Sad that he’s gone, but 80 is a good innings.
RIP Mr McGoohan
I could not have put it better, the show blew my mind when I was younger. Even if McGoohan was uncomfortable with people’s passion for the show, he’s in that rare category of being immortal because The Prisoner will for generations to come be re-discovered for the work of genius that it is.
And, how many actors have people going on pilgrimages to the filming location of their show…
FanboyGeek Stu 😉
Cannot quite believe this.
I know he was advancing in years but I swear you forget how old these people actually are when they keep cropping up on the screen.

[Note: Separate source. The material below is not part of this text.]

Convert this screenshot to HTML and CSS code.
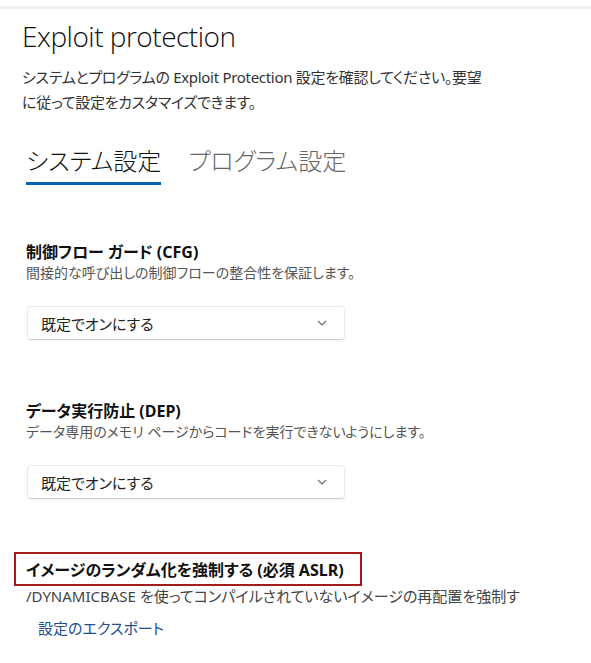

I was also saddened to hear that Ricardo Montalban has also died on the same day. http://uk.news.yahoo.com/18/20090114/ten-fantasy-island-boss-actor-ricardo-mo-c3b52a1.html
Yes, his passing was a nasty surprise, even if he was 80.
My view of The Prisoner is somewhat coloured by having spent so much of my time (and disposable income) at Portmeirion. Where, incidentally, they still show 2 episodes of the show at 6pm every evening on their private TV channel.
Indeed- the show and the location are kind of inseperable (which is one reason why it’s probably good that the upcoming TV ‘remake’ (which may be interesting, or may be crap – Ian McKellan as Number 2 and Jim Caviezel as Number 6 are certainly interesting choices) hasn’t been filmed there – otherwise, the identity of the original is just too strong).
I can understand your spending lots of disposable income there – I actually had my honeymoon there, and it was one of the happiest times in my life. I would love to go back, and at the indeterminate point in the future when I’m able to run a car, I think I will try and treat myself to a few days there, as it’s a wonderful spot, and staying in the Village itself was nothing short of magical (especially as we were there out of season – wandering around the place after Joe Public had gone home and the Village was virtually deserted was just wonderful). I will definitely return, and hopefully sooner rather than later.